When farmers contesting pollution rules block entire city centres and major roads and spray manure on government buildings, the authorities sit and wait for them to go home. Few, if any, are prosecuted, and those who are receive small penalties. The promise of equality before the law has seldom looked emptier.

The hard right and far right demonise people who challenge the status quo, and valorise those who seek to restore it. Governments and police forces across the rich world have proved all too responsive to their demands.

 
I understand the sense of threat felt by farmers, as environmental rules are belatedly enforced. In some cases, attempts across Europe to make farming greener, reducing its release of nitrogen, cutting diesel subsidies, limiting water abstraction and banning some pesticides, have been clumsily introduced and badly implemented. I understand that life is tough for many farmers, as it is now for workers in almost every sector. Like all of us, they have a right to protest. And other people, as in all cases, have a right to scrutinise their protests.

There are good reasons to do so. Farmers’ movements in several European nations are being influenced or exploited by political forces in ways that have chilling historical precedents. Alternative für Deutschland in Germany, Rassemblement National in France, the Sweden Democrats, Fidesz in Hungary, the Brothers of Italy, the Dutch far right and similar groups across the continent are cynically using farmers’ plight and protests as a means of building support. Farmers, some of these groups claim, embody the soul of the nation, but they are being uprooted by “globalist” forces, seeking to “replace” them with immigrants. The far right’s resurgence in Europe is fuelled to a large extent by what used to be called “agrarian populism”.

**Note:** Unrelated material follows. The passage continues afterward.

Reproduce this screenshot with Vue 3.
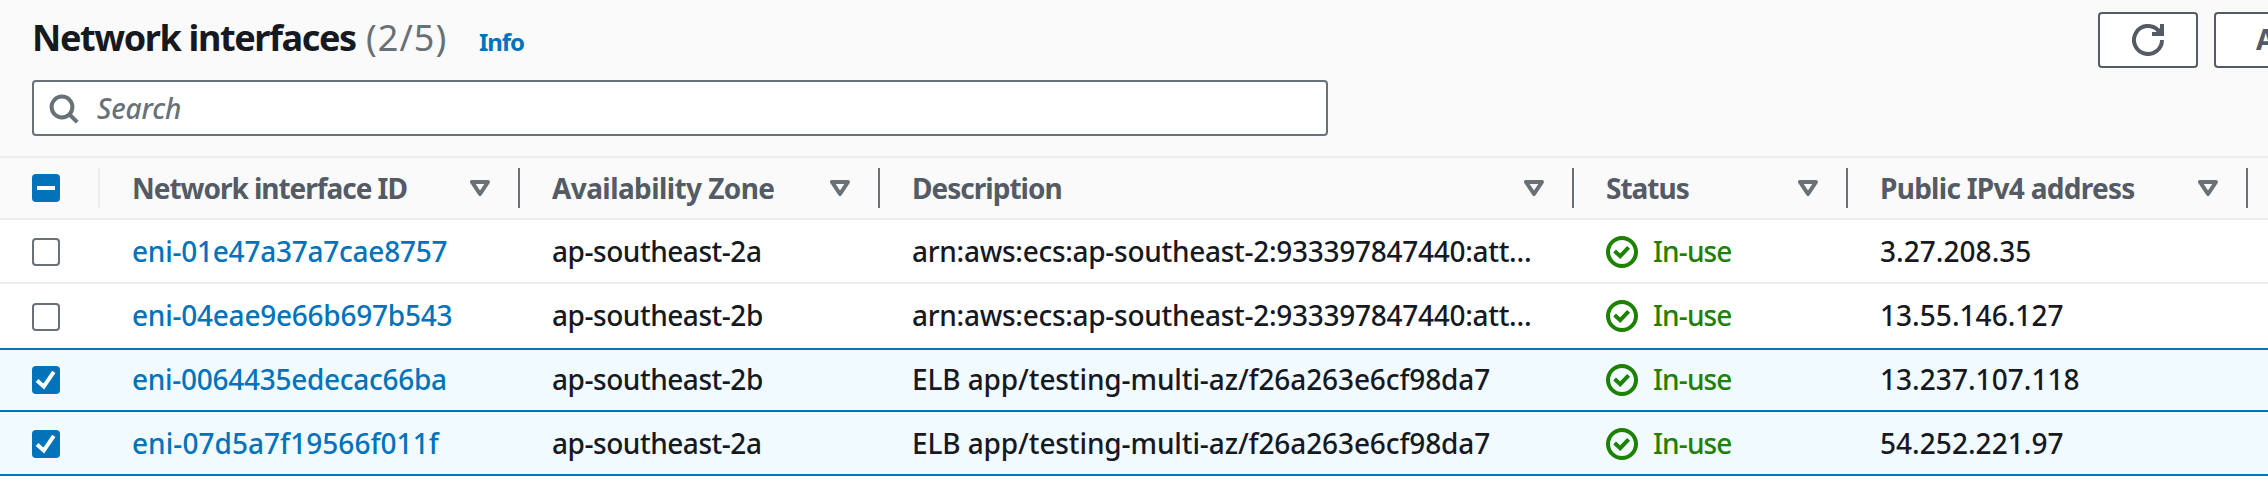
<script setup>
const columns = [
  { key: 'id', label: 'Network interface ID' },
  { key: 'zone', label: 'Availability Zone' },
  { key: 'description', label: 'Description' },
  { key: 'status', label: 'Status' },
  { key: 'ip', label: 'Public IPv4 address' },
]
const rows = [
  { id: 'eni-01e47a37a7cae8757', zone: 'ap-southeast-2a', description: 'arn:aws:ecs:ap-southeast-2:933397847440:att…', status: 'In-use', ip: '3.27.208.35', selected: false },
  { id: 'eni-04eae9e66b697b543', zone: 'ap-southeast-2b', description: 'arn:aws:ecs:ap-southeast-2:933397847440:att…', status: 'In-use', ip: '13.55.146.127', selected: false },
  { id: 'eni-0064435edecac66ba', zone: 'ap-southeast-2b', description: 'ELB app/testing-multi-az/f26a263e6cf98da7', status: 'In-use', ip: '13.237.107.118', selected: true },
  { id: 'eni-07d5a7f19566f011f', zone: 'ap-southeast-2a', description: 'ELB app/testing-multi-az/f26a263e6cf98da7', status: 'In-use', ip: '54.252.221.97', selected: true },
]
</script>

<template>
  <main class="panel">
    <header class="top">
      <div class="title-bar">
        <h2 class="title">Network interfaces</h2>
        <span class="count">(2/5)</span>
        <a class="info">Info</a>
        <div class="actions">
          <button class="btn" aria-label="Refresh">
            <svg width="32" height="32" viewBox="0 0 32 32" fill="none" stroke="#545b64" stroke-width="4">
              <path d="M30 16A14 14 0 1 1 26 6.2L29 9" />
              <path d="M30 0V10H20" />
              <path d="M22 10L30 2V10Z" fill="#545b64" stroke="none" />
            </svg>
          </button>
          <button class="btn btn-actions">Actions</button>
        </div>
      </div>
      <div class="search">
        <svg width="30" height="30" viewBox="0 0 30 30" fill="none" stroke="#687078" stroke-width="4">
          <circle cx="13" cy="13" r="10.4" />
          <path d="M20 20L28.2 28.2" />
        </svg>
        <span>Search</span>
      </div>
    </header>

    <div class="grid head">
      <div class="cell check-cell">
        <span class="box on">
          <svg width="28" height="28" viewBox="0 0 28 28"><path d="M5 14H23" stroke="#fff" stroke-width="4" /></svg>
        </span>
      </div>
      <div v-for="c in columns" :key="c.key" class="cell" :class="'h-' + c.key">
        <span class="label">{{ c.label }}</span>
        <svg class="sort" width="20" height="16" viewBox="0 0 20 16">
          <path d="M2 2H18L10 14Z" fill="none" stroke="#687078" stroke-width="4" stroke-linejoin="round" />
        </svg>
      </div>
    </div>

    <div v-for="r in rows" :key="r.id" class="grid row" :class="{ selected: r.selected }">
      <div class="cell check-cell">
        <span class="box" :class="{ on: r.selected }">
          <svg v-if="r.selected" width="28" height="28" viewBox="0 0 28 28">
            <path d="M5 14.5L11.8 20.5L21.8 5.8" fill="none" stroke="#fff" stroke-width="4" />
          </svg>
        </span>
      </div>
      <div class="cell"><a class="id">{{ r.id }}</a></div>
      <div class="cell zone">{{ r.zone }}</div>
      <div class="cell description">{{ r.description }}</div>
      <div class="cell status">
        <svg width="32" height="32" viewBox="0 0 32 32" fill="none" stroke="#1d8102" stroke-width="4">
          <circle cx="16" cy="16" r="14" />
          <path d="M8.6 15L14.2 20.2L22.6 11.4" />
        </svg>
        <span>{{ r.status }}</span>
      </div>
      <div class="cell ip">{{ r.ip }}</div>
    </div>
  </main>
</template>

<style>
body { background: #fff; overflow: hidden; }
</style>

<style scoped>
.panel {
  width: 2268px;
  height: 490px;
  overflow: hidden;
  background: #fff;
  color: #16191f;
  font: 500 28px/40px "Noto Sans", "Open Sans", sans-serif;
  white-space: nowrap;
}
.top {
  box-sizing: border-box;
  height: 156px;
  padding: 12px 0 0 32px;
  background: #fafafa;
}
.title-bar { display: flex; height: 56px; overflow: hidden; }
.title {
  margin: 0;
  width: 334px;
  font-size: 36px;
  font-weight: 700;
  line-height: 52px;
  letter-spacing: -1.37px;
}
.count {
  width: 113px;
  color: #687078;
  font-size: 36px;
  font-weight: 400;
  line-height: 52px;
  letter-spacing: 1px;
}
.info {
  color: #0073bb;
  font-size: 24px;
  font-weight: 700;
  line-height: 59px;
  letter-spacing: -1.1px;
}
.actions { display: flex; gap: 16px; margin-left: auto; margin-right: -80px; }
.btn {
  box-sizing: border-box;
  display: flex;
  align-items: center;
  justify-content: center;
  width: 100px;
  height: 56px;
  padding: 0 0 2px;
  border: 2px solid #545b64;
  border-radius: 4px;
  background: #fff;
  color: #545b64;
  font: 700 28px/48px "Noto Sans", sans-serif;
}
.btn svg { margin-top: 2px; }
.btn-actions { width: 134px; justify-content: flex-start; padding-left: 40px; }
.search {
  box-sizing: border-box;
  display: flex;
  align-items: center;
  gap: 18px;
  width: 1296px;
  height: 56px;
  margin-top: 12px;
  padding-left: 15px;
  border: 2px solid #687078;
  border-radius: 4px;
  background: #fff;
  color: #687078;
  font-style: italic;
  letter-spacing: -0.1px;
}
.search svg { margin-top: 1px; }
.grid {
  box-sizing: border-box;
  display: grid;
  grid-template-columns: 100px 420px 360px 694px 274px 400px 1fr;
}
.cell { display: flex; align-items: center; padding-left: 32px; box-sizing: border-box; }
.head {
  height: 64px;
  border-top: 2px solid #eaeded;
  border-bottom: 2px solid #eaeded;
  background: #fafafa;
  color: #545b64;
  font-weight: 700;
}
.head .cell {
  height: 40px;
  margin: 10px 0;
  justify-content: space-between;
  padding-right: 28px;
  border-right: 2px solid #687078;
}
.head .check-cell { border-color: #eaeded; padding-right: 0; justify-content: flex-start; width: 100px; }
.label { margin-top: -1px; }
.h-id { letter-spacing: -1.04px; }
.h-zone { letter-spacing: -0.59px; }
.h-description { letter-spacing: -0.98px; }
.h-status { letter-spacing: -1px; }
.h-ip { letter-spacing: -0.72px; }
.row { height: 64px; border-bottom: 2px solid #eaeded; }
.row:nth-of-type(3) { height: 66px; padding-bottom: 2px; border-color: #0073bb; }
.row.selected { background: #f1faff; border-color: #0073bb; }
.row:nth-of-type(4) { height: 62px; padding-bottom: 2px; }
.box {
  box-sizing: border-box;
  display: flex;
  width: 28px;
  height: 28px;
  margin-top: 2px;
  border: 2px solid #687078;
  border-radius: 4px;
  background: #fff;
}
.head .box { margin-top: 0; }
.row:nth-of-type(3) .box { margin-top: 4px; }
.box.on { border: 0; background: #0073bb; }
.id { color: #0073bb; letter-spacing: -0.24px; }
.row:nth-of-type(4) .id { letter-spacing: -0.28px; }
.row:nth-of-type(5) .id { letter-spacing: 0.05px; }
.zone { letter-spacing: -0.46px; }
.description { letter-spacing: -0.28px; }
.selected .description { letter-spacing: -0.11px; }
.status { color: #1d8102; gap: 15px; letter-spacing: -0.85px; }
.status svg { margin-top: 2px; }
.ip { letter-spacing: 0.04px; }
</style>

There are similar trends in the US. The Oath Keepers, and the Three Percenters, two of the militias that led the attack on the US Capitol building in January 2021, consolidated around an agrarian revolt against state and federal authorities. After the rancher Cliven Bundy was ordered to remove the cattle he had illegally herded on to public lands in Nevada, harming the brittle desert ecosystem, these militias arrived to defend him. In an armed confrontation on the freeway, they forced federal agents to back down. Then they stalked, harassed and threatened to kidnap officials: several had to flee the region and hide in safe houses. Though they committed crimes that in other circumstances would have been treated as terrorism, few were prosecuted or even arrested. Their impunity in Nevada is likely to have encouraged their attack on the Capitol.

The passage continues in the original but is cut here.